Sunday, May 30, 2010

Miles away, just up ahead.

Last night I drove home after a wedding and after dark, and I lived to tell the tale. I kept myself awake by thinking about really dumb stuff. Here's a short summary.

1. This is the loneliest hour on the 401. Trust me, I've driven this road around the clock far too many times.

2. The sheer number of New Country songs based upon the "I ain't been to college, but I got more learnin's than those city folk" trope is terribly frightening.

3. Nevertheless, I do concede that ladies love country boys.

4. Chris Bohjalian is the literary M. Night Shyamalan. What's more, their names nearly rhyme.

5. Every major life event should include an end-of-night cheese tray/candy bar option.
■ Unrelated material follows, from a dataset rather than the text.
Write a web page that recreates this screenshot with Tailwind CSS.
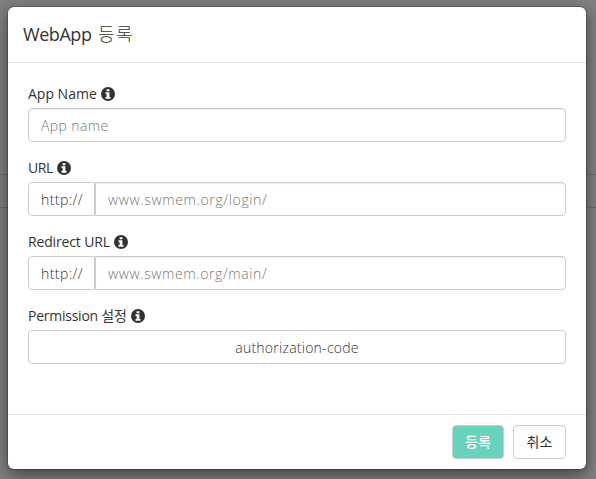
<!DOCTYPE html>
<html lang="ko">
<head>
<meta charset="utf-8">
<title>WebApp 등록</title>
<script src="https://cdn.jsdelivr.net/npm/@tailwindcss/browser@4"></script>
</head>
<body class="relative h-[479px] overflow-hidden bg-[#7f7f7f] font-['Open_Sans','Noto_Sans_CJK_KR',sans-serif] text-[14px] leading-5 text-[#333]">
<svg class="hidden"><symbol id="info" viewBox="0 0 14 14"><circle cx="7" cy="7" r="7" fill="#333"/><path d="M5.6 2.2h2.8v2.1H5.6zM4.5 5.3h3.9v4.8h1.1v1.7h-5v-1.7h1.1V7H4.5z" fill="#fff"/></symbol></svg>
<div class="absolute inset-x-0 top-[174px] h-[34px] border-y border-[#6a6a6a]"></div>
<div class="relative ml-2 mt-[7px] flex h-[462px] w-[578px] flex-col rounded-[6px] bg-white shadow-[0_0_0_1px_rgba(0,0,0,0.2),0_5px_15px_rgba(0,0,0,0.5)]">
  <header class="flex h-14 shrink-0 items-center border-b border-[#e5e5e5] pl-[15px] pb-0.5">
    <h4 class="whitespace-nowrap text-[18px] leading-[26px]"><span class="inline-block w-[75px] tracking-[-0.45px]">WebApp</span><span class="font-light tracking-[1.5px]">등록</span></h4>
  </header>
  <main class="flex flex-1 flex-col gap-4 px-5 pt-[21px]">
    <div>
      <label class="mb-[4px] flex h-5 items-center gap-1"><span class="w-[69px] whitespace-nowrap">App Name</span><svg class="size-[14px]"><use href="#info"/></svg></label>
      <input class="block h-[34px] w-full rounded border border-[#ccc] px-3 pt-px font-light tracking-[0.4px] shadow-[inset_0_1px_1px_rgba(0,0,0,0.075)] placeholder:text-[#777]" placeholder="App name">
    </div>
    <div>
      <label class="mb-[4px] flex h-5 items-center gap-1"><span class="w-[25px] whitespace-nowrap tracking-[-0.4px]">URL</span><svg class="size-[14px]"><use href="#info"/></svg></label>
      <div class="flex h-[34px]">
        <span class="flex w-[67px] items-center rounded-l border border-[#ccc] pl-3 pt-px font-light tracking-[0.45px]">http://</span>
        <input class="min-w-0 flex-1 rounded-r border border-[#ccc] px-3 pt-px font-light tracking-[0.64px] shadow-[inset_0_1px_1px_rgba(0,0,0,0.075)] placeholder:text-[#777]" placeholder="www.swmem.org/login/">
      </div>
    </div>
    <div>
      <label class="mb-[4px] flex h-5 items-center gap-1"><span class="w-[82px] whitespace-nowrap tracking-[-0.15px]">Redirect URL</span><svg class="size-[14px]"><use href="#info"/></svg></label>
      <div class="flex h-[34px]">
        <span class="flex w-[67px] items-center rounded-l border border-[#ccc] pl-3 pt-px font-light tracking-[0.45px]">http://</span>
        <input class="min-w-0 flex-1 rounded-r border border-[#ccc] px-3 pt-px font-light tracking-[0.61px] shadow-[inset_0_1px_1px_rgba(0,0,0,0.075)] placeholder:text-[#777]" placeholder="www.swmem.org/main/">
      </div>
    </div>
    <div>
      <label class="mb-[4px] flex h-5 items-center gap-1"><span class="w-[99px] whitespace-nowrap tracking-[-0.25px]">Permission 설정</span><svg class="size-[14px]"><use href="#info"/></svg></label>
      <button class="block h-[34px] w-full rounded border border-[#ccc] pt-px font-light tracking-[0.25px]">authorization-code</button>
    </div>
  </main>
  <footer class="flex h-[55px] shrink-0 justify-end gap-[9px] border-t border-[#e5e5e5] pr-5 pt-[10px]">
    <button class="h-[34px] w-[52px] rounded border border-[#ccc] bg-[#69d2bd] font-medium text-white">등록</button>
    <button class="h-[34px] w-[53px] rounded border border-[#ccc] bg-white">취소</button>
  </footer>
</div>
</body>
</html>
6. I think I've gotten to the point in my spiritual development where I can appreciate and maybe even relate to a religious celebration that once would have really offended me in its supposed antifeminism, like, in this case, a Greek Orthodox wedding. I guess spirituality is more important than religion. I guess ceremony transcends belief, in a way.

7. That said, until yesterday, my entire frame of reference for Greek Orthodox wedding ceremonies was drawn from an old episode of Full House where DJ accidentally marries one of Uncle Jesse's visiting relatives by walking around the table with him. (Don't worry, guys! They just walked backwards around it and all was forgiven!)

8. If in some bizarro world artistic merit is judged by radio play alone, Kelly Clarkson is our generation's most important creative voice.

9. I really, really like Kelly Clarkson.

Thursday, May 27, 2010

Myself, I prefer positive drinking.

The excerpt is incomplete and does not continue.